Octodad must get the lawn mower out of a shed while his family sets up on a nearby picnic table. He opens the shed and… a dozen footballs and soccer balls pour out! Oh no! Octodad trips and falls on his face, balls bouncing and snagging under his octo-feet.

He burbles in desperation and tries to claw his way to the lawnmower. Poor Octodad!

Octodad must make his way across the deck of a ship, which is being patrolled by sailors. If one of them sees him for more than a second or so, he fails and must restart.

Often when he moves, the camera will do a 180 and stop showing what's in front of him, and the controls will invert relative to the new camera placement.

There doesn't appear to be any clear-cut path through the sailors, and there's no way to tell who can see what until it's too late.

And of course, as always, the controls are purposefully ridiculous. Ugh, Octodad!

Octodad must make his way to the ticket counter at the aquarium, but there's a crowded array of line-markers and people in his way. Oh no, he's making a mess of everything! Velvet ropes are flying to and fro! Poor Octodad!

Octodad must sneak through an air-duct, and if he's spotted by anyone in the building, he'll fail the mission. Halfway through the air-duct, the camera flips right along with the orientation of the controls.

Suddenly forward is backward, so the player accidentally backs out of the air duct just as soon as he'd wormed his way into it. Ugh, Octodad!

Dadliest Catch certainly manages more funny moments than frustrating ones, but the annoying bits are so annoying that they take up more space than they should. Fortunately (and crucially), you can kick the difficulty down to easy when your patience wears thin, which basically removes all challenge from the stealth sections and lets you blow through them.

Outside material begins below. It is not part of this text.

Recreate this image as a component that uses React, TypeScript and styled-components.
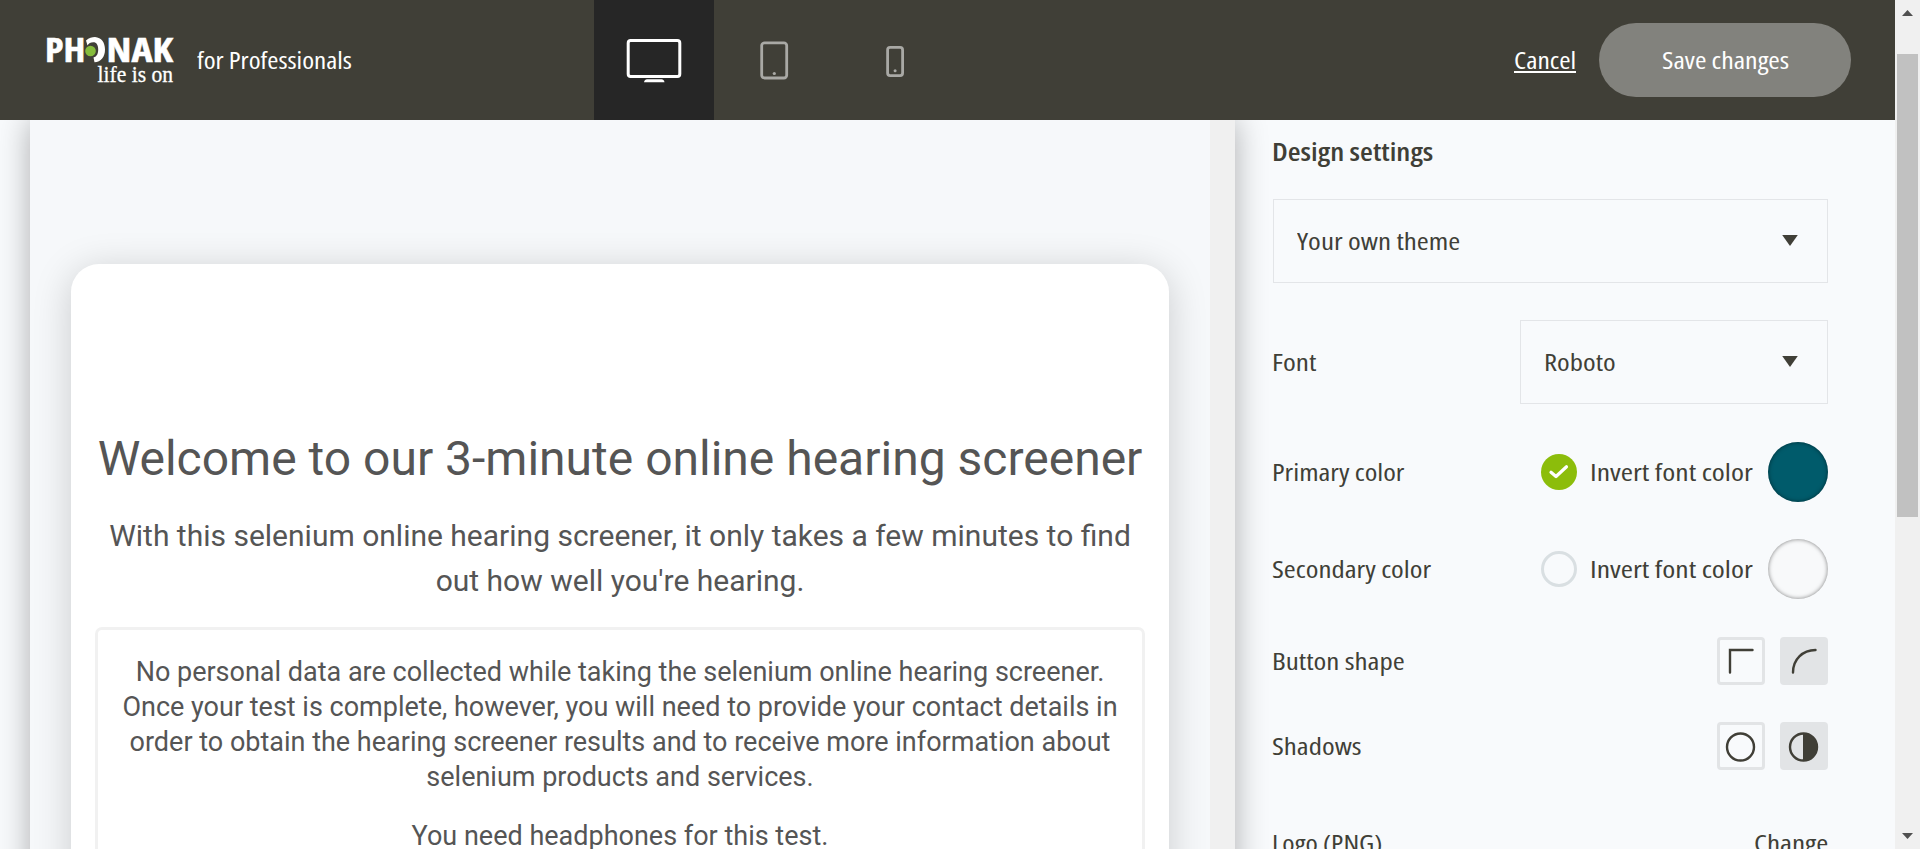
import React, { ReactNode, useLayoutEffect, useRef } from 'react';
import styled, { createGlobalStyle, css } from 'styled-components';

const ink = '#403f37';
const ui = `'Open Sans', 'Noto Sans', sans-serif`;

const GlobalStyle = createGlobalStyle`
  *, *::before, *::after { box-sizing: border-box; }
  html, body { margin: 0; height: 849px; overflow: hidden; }
  body { background: #f8fafc; color: ${ink}; font-family: ${ui}; font-stretch: 75%; }
  button { font: inherit; color: inherit; border: 0; padding: 0; background: none; }
  p, h1, h2 { margin: 0; font-weight: 400; }
`;

const Frame = styled.div`
  display: flex;
  width: 1920px;
  height: 849px;
  overflow: hidden;
`;

const Page = styled.div`
  display: flex;
  flex-direction: column;
  width: 1895px;
  height: 849px;
`;

/* ---------- condensed labels ---------- */

const FitBox = styled.span<{ $width: number }>`
  display: block;
  flex: none;
  width: ${(p) => p.$width}px;
  text-align: left;
  white-space: nowrap;
`;

const FitInner = styled.span`
  display: inline-block;
  transform-origin: 0 50%;
`;

function Fit({ width, children }: { width: number; children: ReactNode }) {
  const ref = useRef<HTMLSpanElement>(null);
  useLayoutEffect(() => {
    const el = ref.current;
    if (el) el.style.transform = `scaleX(${width / el.offsetWidth})`;
  }, [width]);
  return (
    <FitBox $width={width}>
      <FitInner ref={ref}>{children}</FitInner>
    </FitBox>
  );
}

/* ---------- header ---------- */

const Header = styled.header`
  position: relative;
  z-index: 2;
  display: flex;
  align-items: center;
  flex: none;
  height: 120px;
  padding-left: 47px;
  background: ${ink};
  color: #fff;
  font-size: 23px;
  line-height: 32px;
`;

const Brand = styled.div`
  display: flex;
  align-items: center;
  width: 547px;
  gap: 24px;
`;

const LogoSvg = styled.svg`
  display: block;
  flex: none;
  overflow: visible;
`;

const Devices = styled.nav`
  display: flex;
`;

const DeviceTab = styled.button<{ $active?: boolean }>`
  display: flex;
  align-items: center;
  justify-content: center;
  width: 120px;
  height: 120px;
  color: ${(p) => (p.$active ? '#fff' : '#a9a9a5')};
  background: ${(p) => (p.$active ? '#262626' : 'transparent')};
`;

const Actions = styled.div`
  display: flex;
  align-items: center;
  gap: 23px;
  margin-left: auto;
  padding-right: 44px;
`;

const Cancel = styled.button`
  height: 25px;
  line-height: 24px;
  border-bottom: 2px solid #fff;
`;

const Save = styled.button`
  display: flex;
  align-items: center;
  justify-content: center;
  width: 252px;
  height: 74px;
  border-radius: 37px;
  background: #82827d;
`;

/* ---------- preview ---------- */

const Main = styled.main`
  display: flex;
  flex: 1;
  min-height: 0;
  padding-left: 30px;
`;

const Preview = styled.section`
  display: flex;
  flex: none;
  width: 1205px;
  height: 800px;
  background: #f6f8fa;
  border-right: 25px solid #f0f0f0;
  box-shadow: 0 0 30px rgba(0, 0, 0, 0.31);
  padding: 144px 41px 0;
  overflow: hidden;
`;

const Card = styled.article`
  width: 1098px;
  height: 900px;
  padding: 161px 24px 0;
  background: #fff;
  border-radius: 28px;
  box-shadow: 0 6px 38px rgba(0, 0, 0, 0.18);
  color: #555;
  font-family: Roboto, sans-serif;
  font-stretch: 100%;
  text-align: center;
`;

const Title = styled.h1`
  font-size: 48px;
  line-height: 68px;
  white-space: nowrap;
`;

const Lead = styled.p`
  margin-top: 20px;
  font-size: 30px;
  line-height: 45px;
`;

const Notice = styled.div`
  height: 400px;
  margin-top: 24px;
  padding: 25px 20px;
  border: 3px solid #f1f1f1;
  border-radius: 7px;
  font-size: 27px;
  line-height: 35px;
  p + p { margin-top: 24px; }
`;

/* ---------- settings ---------- */

const Settings = styled.aside`
  display: flex;
  flex-direction: column;
  width: 556px;
  margin-left: 37px;
  font-size: 24px;
  line-height: 34px;
  font-weight: 375;
`;

const Heading = styled.h2`
  flex: none;
  padding-top: 13px;
  height: 79px;
  font-size: 26px;
  line-height: 36px;
  font-weight: 600;
`;

const Select = styled.div<{ $width: number }>`
  display: flex;
  align-items: center;
  justify-content: space-between;
  flex: none;
  width: ${(p) => p.$width}px;
  height: 84px;
  margin-left: auto;
  padding: 0 29px 1px 23px;
  border: 1px solid #e3e5e8;
`;

const Row = styled.div<{ $height: number; $gap: number }>`
  display: flex;
  align-items: center;
  justify-content: space-between;
  flex: none;
  height: ${(p) => p.$height}px;
  margin-top: ${(p) => p.$gap}px;
`;

const Controls = styled.div<{ $gap: number }>`
  display: flex;
  align-items: center;
  gap: ${(p) => p.$gap}px;
`;

const Check = styled.span<{ $checked?: boolean }>`
  display: flex;
  width: 36px;
  height: 36px;
  margin-right: -1px;
  border-radius: 50%;
  ${(p) =>
    p.$checked
      ? css`background: #8cbd0b;`
      : css`border: 3px solid #d9dfe2;`}
`;

const Swatch = styled.span<{ $color: string }>`
  width: 60px;
  height: 60px;
  margin-left: 1px;
  border-radius: 50%;
  background: ${(p) => p.$color};
  box-shadow: inset 0 0 4px rgba(0, 0, 0, 0.5);
`;

const Option = styled.button<{ $selected?: boolean }>`
  display: flex;
  width: 48px;
  height: 48px;
  border-radius: 4px;
  border: 3px solid #e2e4e6;
  background: ${(p) => (p.$selected ? '#e2e4e6' : 'transparent')};
`;

/* ---------- scrollbar ---------- */

const Scrollbar = styled.div`
  display: flex;
  flex-direction: column;
  align-items: center;
  width: 25px;
  height: 849px;
  background: #f0f0f0;
`;

const ArrowSlot = styled.div`
  height: 16px;
  padding-top: 10px;
  line-height: 0;
`;

const Thumb = styled.div`
  width: 21px;
  height: 463px;
  margin: 38px 0 316px;
  background: #c1c1c1;
`;

/* ---------- drawings ---------- */

const Logo = () => (
  <LogoSvg width="126" height="50" viewBox="47 35 126 50" fill="#fff">
    <g fontFamily="Open Sans" fontWeight="700" fontSize="33.5" stroke="#fff" strokeWidth="0.5">
      <text x="45" y="62" textLength="40.5" lengthAdjust="spacingAndGlyphs">PH</text>
      <text x="106.5" y="62" textLength="66.5" lengthAdjust="spacingAndGlyphs">NAK</text>
    </g>
    <path d="M86 40.500C89 37.800 92 37 95 37C101.500 37.500 105 42.500 105 49.500C105 57 101 62 94.500 62.200L93.500 57.500C97 56.500 98.200 53.500 98.200 49.500C98.200 45 96.500 42.300 93.300 42.300C90.500 42.300 88.800 43.500 87.500 45.500Z" />
    <circle cx="90.500" cy="51" r="5.300" fill="#86bc3c" />
    <text x="97.500" y="82" fontFamily="Liberation Serif" fontSize="23" stroke="#fff" strokeWidth="0.3" textLength="75.500" lengthAdjust="spacingAndGlyphs">life is on</text>
  </LogoSvg>
);

const Monitor = () => (
  <svg width="56" height="46" viewBox="0 0 56 46" fill="none" stroke="currentColor" strokeWidth="3">
    <rect x="2.200" y="3.500" width="51.600" height="36" rx="2.500" />
    <path d="M18 45.200C18.500 43 19.500 42.300 21 42.300H35.500C37 42.300 38 43 38.500 45.200Z" fill="currentColor" stroke="none" />
  </svg>
);

const Tablet = () => (
  <svg width="30" height="42" viewBox="0 0 30 42" fill="none" stroke="currentColor" strokeWidth="2.800">
    <rect x="2.700" y="3.800" width="25" height="35.200" rx="2.800" />
    <circle cx="15.300" cy="34.500" r="1.600" fill="currentColor" stroke="none" />
  </svg>
);

const Phone = () => (
  <svg width="22" height="36" viewBox="0 0 22 36" fill="none" stroke="currentColor" strokeWidth="2.800">
    <rect x="4.600" y="5.400" width="15" height="28.200" rx="2.500" />
    <circle cx="12.100" cy="28.700" r="1.500" fill="currentColor" stroke="none" />
  </svg>
);

const Caret = () => (
  <svg width="16" height="11" viewBox="0 0 16 11" fill={ink}>
    <path d="M0.200 0H15.800L8 11Z" />
  </svg>
);

const Tick = () => (
  <svg width="36" height="36" viewBox="0 0 36 36" fill="none" stroke="#fff" strokeWidth="3.200" strokeLinecap="round" strokeLinejoin="round">
    <path d="M10 18.200L15 22.500L25.500 12.800" />
  </svg>
);

const Glyph = ({ children }: { children: ReactNode }) => (
  <svg width="42" height="42" viewBox="3 3 42 42" fill="none" stroke={ink} strokeWidth="2.400" strokeLinecap="round">
    {children}
  </svg>
);

const Arrow = ({ up }: { up?: boolean }) => (
  <svg width="11" height="6" viewBox="0 0 11 6" fill="#505050">
    <path d={up ? 'M0 6L5.500 0L11 6Z' : 'M0 0L5.500 6L11 0Z'} />
  </svg>
);

export default function App() {
  return (
    <Frame>
      <GlobalStyle />
      <Page>
        <Header>
          <Brand>
            <Logo />
            <Fit width={155}>for Professionals</Fit>
          </Brand>
          <Devices>
            <DeviceTab $active><Monitor /></DeviceTab>
            <DeviceTab><Tablet /></DeviceTab>
            <DeviceTab><Phone /></DeviceTab>
          </Devices>
          <Actions>
            <Cancel><Fit width={62}>Cancel</Fit></Cancel>
            <Save><Fit width={127}>Save changes</Fit></Save>
          </Actions>
        </Header>
        <Main>
          <Preview>
            <Card>
              <Title>Welcome to our 3-minute online hearing screener</Title>
              <Lead>With this selenium online hearing screener, it only takes a few minutes to find out how well you're hearing.</Lead>
              <Notice>
                <p>
                  No personal data are collected while taking the selenium online hearing screener. Once your test is
                  complete, however, you will need to provide your contact details in order to obtain the hearing
                  screener results and to receive more information about selenium products and services.
                </p>
                <p>You need headphones for this test.</p>
              </Notice>
            </Card>
          </Preview>
          <Settings>
            <Heading><Fit width={161}>Design settings</Fit></Heading>
            <Select $width={555}>
              <Fit width={163}>Your own theme</Fit>
              <Caret />
            </Select>
            <Row $height={84} $gap={37}>
              <Fit width={45}>Font</Fit>
              <Select $width={308}>
                <Fit width={72}>Roboto</Fit>
                <Caret />
              </Select>
            </Row>
            <Row $height={60} $gap={38}>
              <Fit width={133}>Primary color</Fit>
              <Controls $gap={14}>
                <Check $checked><Tick /></Check>
                <Fit width={163}>Invert font color</Fit>
                <Swatch $color="#005b6b" />
              </Controls>
            </Row>
            <Row $height={60} $gap={37}>
              <Fit width={159}>Secondary color</Fit>
              <Controls $gap={14}>
                <Check />
                <Fit width={163}>Invert font color</Fit>
                <Swatch $color="#f8f9fa" />
              </Controls>
            </Row>
            <Row $height={48} $gap={38}>
              <Fit width={133}>Button shape</Fit>
              <Controls $gap={15}>
                <Option><Glyph><path d="M13 35.500V13H35.500" /></Glyph></Option>
                <Option $selected><Glyph><path d="M13 35.500C13 22.500 22.500 13 35.500 13" /></Glyph></Option>
              </Controls>
            </Row>
            <Row $height={48} $gap={37}>
              <Fit width={89}>Shadows</Fit>
              <Controls $gap={15}>
                <Option><Glyph><circle cx="23.500" cy="25" r="13.500" /></Glyph></Option>
                <Option $selected>
                  <Glyph>
                    <circle cx="23.500" cy="25" r="13.500" />
                    <path d="M23 11.500A13.500 13.500 0 0 1 23 38.500Z" fill={ink} stroke="none" />
                  </Glyph>
                </Option>
              </Controls>
            </Row>
            <Row $height={48} $gap={49}>
              <Fit width={111}>Logo (PNG)</Fit>
              <Fit width={74}>Change</Fit>
            </Row>
          </Settings>
        </Main>
      </Page>
      <Scrollbar>
        <ArrowSlot><Arrow up /></ArrowSlot>
        <Thumb />
        <Arrow />
      </Scrollbar>
    </Frame>
  );
}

It's a great option, given how annoying things can get, but I'd have preferred it if the whole game could've matched the difficulty of the opening chapters.

Removing all challenge feels like overkill.

Octodad‘s frequent design problems were compounded for me by consistent technical issues with the pre-release PC build I played.

I saw regular performance dips on one of the PCs I used (though the other one was fine), along with invisible NPCs voicing lines out of thin air, regular clipping and other graphical oddities, and one game-halting bug during the closing credits that left me in 20 minutes of purgatory, unsure whether I was supposed to be doing something or if the game had just tripped itself up.

When I restarted from a checkpoint, it took me all the way back to before the boss I had just defeated.

The game's developers tell me that they've pushed a last-minute patch that fixes the endgame bug and disappearing characters, and that they hadn't heard of any other players encountering performance dips like the ones I saw.

It's tough to read too much into the stability of a pre-release build like the one I played, but all the same, the issues detracted for me and seem worth mentioning.

For all the laughs and enjoyable pratfalls in the game, in the end I feel a melancholy sort of empathy for Octodad.

As I get older, I find that my body betrays me in small but ever-more-noticeable ways.

Everything is harder than it used to be: I fumble things that I used to carry easily; I hit my head where before I would've ducked; I carefully climb where before I would have effortlessly vaulted up. I can't help but feel for Octodad, clumsy mollusk-out-of-water that he is.

As he crashes into a display stand or falls down the stairs, I'm sure he's wondering the same thing I wonder from time to time: Why can't things just be easier?